What is required:
Return each line holding the string "React".

Data excerpt:
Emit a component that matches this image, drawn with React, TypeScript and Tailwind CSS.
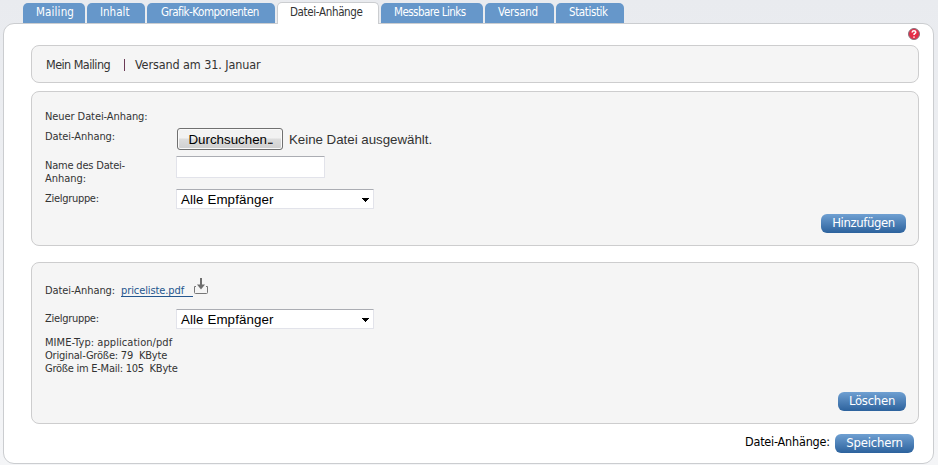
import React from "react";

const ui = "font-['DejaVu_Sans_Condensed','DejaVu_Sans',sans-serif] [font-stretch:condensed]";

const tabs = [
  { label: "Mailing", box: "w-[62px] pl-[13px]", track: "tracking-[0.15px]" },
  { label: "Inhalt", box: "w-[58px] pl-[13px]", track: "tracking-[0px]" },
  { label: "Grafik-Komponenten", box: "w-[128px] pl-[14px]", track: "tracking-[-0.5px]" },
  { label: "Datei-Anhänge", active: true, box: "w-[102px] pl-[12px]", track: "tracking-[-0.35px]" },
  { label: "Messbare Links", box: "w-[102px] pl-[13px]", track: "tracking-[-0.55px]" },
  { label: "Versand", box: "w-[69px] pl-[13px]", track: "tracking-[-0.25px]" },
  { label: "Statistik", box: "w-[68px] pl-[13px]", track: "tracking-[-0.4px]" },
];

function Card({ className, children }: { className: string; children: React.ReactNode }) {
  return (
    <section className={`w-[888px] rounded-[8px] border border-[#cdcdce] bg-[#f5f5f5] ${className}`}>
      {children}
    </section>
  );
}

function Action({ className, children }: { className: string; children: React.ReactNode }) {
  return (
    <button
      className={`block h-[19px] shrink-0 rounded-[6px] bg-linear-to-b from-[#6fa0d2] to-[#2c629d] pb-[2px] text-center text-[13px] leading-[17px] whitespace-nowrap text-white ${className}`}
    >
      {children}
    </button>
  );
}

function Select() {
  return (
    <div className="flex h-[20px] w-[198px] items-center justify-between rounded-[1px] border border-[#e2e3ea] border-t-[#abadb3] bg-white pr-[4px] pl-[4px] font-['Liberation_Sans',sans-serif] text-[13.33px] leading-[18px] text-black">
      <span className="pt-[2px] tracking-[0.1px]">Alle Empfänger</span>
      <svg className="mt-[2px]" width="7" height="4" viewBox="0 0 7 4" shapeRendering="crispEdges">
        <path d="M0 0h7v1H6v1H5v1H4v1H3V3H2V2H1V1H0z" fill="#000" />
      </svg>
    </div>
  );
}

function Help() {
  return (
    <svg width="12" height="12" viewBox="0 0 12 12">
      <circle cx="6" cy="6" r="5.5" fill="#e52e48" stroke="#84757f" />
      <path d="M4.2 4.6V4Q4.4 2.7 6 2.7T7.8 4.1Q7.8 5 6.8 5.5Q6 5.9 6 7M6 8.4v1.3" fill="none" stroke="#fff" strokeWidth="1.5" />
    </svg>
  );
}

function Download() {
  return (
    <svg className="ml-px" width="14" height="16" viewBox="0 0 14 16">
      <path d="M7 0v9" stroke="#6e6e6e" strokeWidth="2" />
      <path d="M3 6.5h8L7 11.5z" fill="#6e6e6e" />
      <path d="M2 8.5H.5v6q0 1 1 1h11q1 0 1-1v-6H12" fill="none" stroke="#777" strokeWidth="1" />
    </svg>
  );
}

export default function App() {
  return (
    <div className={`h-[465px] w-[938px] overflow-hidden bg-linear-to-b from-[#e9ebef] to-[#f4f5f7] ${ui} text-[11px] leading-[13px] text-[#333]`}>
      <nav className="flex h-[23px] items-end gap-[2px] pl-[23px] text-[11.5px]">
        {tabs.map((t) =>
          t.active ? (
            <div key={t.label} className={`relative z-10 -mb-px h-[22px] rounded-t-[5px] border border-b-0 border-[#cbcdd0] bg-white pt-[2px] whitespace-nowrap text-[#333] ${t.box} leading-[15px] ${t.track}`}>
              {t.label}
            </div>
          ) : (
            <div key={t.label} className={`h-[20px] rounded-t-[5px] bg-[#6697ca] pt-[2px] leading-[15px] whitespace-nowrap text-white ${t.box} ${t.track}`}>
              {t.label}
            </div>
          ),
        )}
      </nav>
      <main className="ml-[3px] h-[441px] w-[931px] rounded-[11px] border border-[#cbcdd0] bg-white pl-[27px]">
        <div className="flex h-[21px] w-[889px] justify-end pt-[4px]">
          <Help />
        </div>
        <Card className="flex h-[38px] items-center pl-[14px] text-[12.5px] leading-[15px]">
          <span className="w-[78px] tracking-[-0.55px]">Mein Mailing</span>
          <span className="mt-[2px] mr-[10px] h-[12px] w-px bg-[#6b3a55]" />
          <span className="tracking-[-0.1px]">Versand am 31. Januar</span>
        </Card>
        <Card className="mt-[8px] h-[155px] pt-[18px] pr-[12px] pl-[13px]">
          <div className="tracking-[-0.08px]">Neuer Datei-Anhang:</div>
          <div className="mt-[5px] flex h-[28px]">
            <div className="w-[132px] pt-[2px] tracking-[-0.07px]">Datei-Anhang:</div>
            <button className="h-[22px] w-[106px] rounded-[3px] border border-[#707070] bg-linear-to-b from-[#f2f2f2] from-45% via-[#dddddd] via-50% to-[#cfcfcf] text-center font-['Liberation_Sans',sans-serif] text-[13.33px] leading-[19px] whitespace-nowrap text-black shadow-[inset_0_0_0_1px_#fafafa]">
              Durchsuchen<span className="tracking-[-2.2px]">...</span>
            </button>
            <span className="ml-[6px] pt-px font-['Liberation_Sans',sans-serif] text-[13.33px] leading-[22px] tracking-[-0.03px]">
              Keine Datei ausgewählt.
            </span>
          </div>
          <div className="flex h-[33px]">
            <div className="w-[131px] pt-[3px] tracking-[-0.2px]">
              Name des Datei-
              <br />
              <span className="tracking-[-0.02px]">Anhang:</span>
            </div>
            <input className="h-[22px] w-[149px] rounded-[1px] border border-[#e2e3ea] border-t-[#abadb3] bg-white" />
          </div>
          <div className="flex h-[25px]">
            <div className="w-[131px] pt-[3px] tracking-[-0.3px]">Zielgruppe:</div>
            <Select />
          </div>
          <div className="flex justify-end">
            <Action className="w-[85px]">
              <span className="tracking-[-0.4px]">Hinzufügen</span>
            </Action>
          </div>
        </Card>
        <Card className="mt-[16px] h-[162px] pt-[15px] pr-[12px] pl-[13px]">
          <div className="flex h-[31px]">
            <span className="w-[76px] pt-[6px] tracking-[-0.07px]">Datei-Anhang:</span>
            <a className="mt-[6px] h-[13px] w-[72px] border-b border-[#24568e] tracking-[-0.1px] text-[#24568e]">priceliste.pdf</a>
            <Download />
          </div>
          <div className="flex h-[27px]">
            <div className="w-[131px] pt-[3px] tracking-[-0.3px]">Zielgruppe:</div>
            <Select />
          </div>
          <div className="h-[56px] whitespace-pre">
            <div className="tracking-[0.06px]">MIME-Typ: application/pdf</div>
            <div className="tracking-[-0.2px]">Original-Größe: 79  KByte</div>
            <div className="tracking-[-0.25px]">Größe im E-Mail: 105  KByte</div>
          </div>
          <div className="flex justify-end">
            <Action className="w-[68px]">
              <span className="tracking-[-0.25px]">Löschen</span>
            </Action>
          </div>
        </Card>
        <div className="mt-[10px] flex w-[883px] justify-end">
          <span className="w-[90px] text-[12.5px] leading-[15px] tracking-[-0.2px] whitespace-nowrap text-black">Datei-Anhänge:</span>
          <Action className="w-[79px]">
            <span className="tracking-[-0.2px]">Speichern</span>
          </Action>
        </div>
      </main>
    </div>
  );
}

Expected answer:
Emit a component that matches this image, drawn with React, TypeScript and Tailwind CSS.
import React from "react";
function Card({ className, children }: { className: string; children: React.ReactNode }) {
function Action({ className, children }: { className: string; children: React.ReactNode }) {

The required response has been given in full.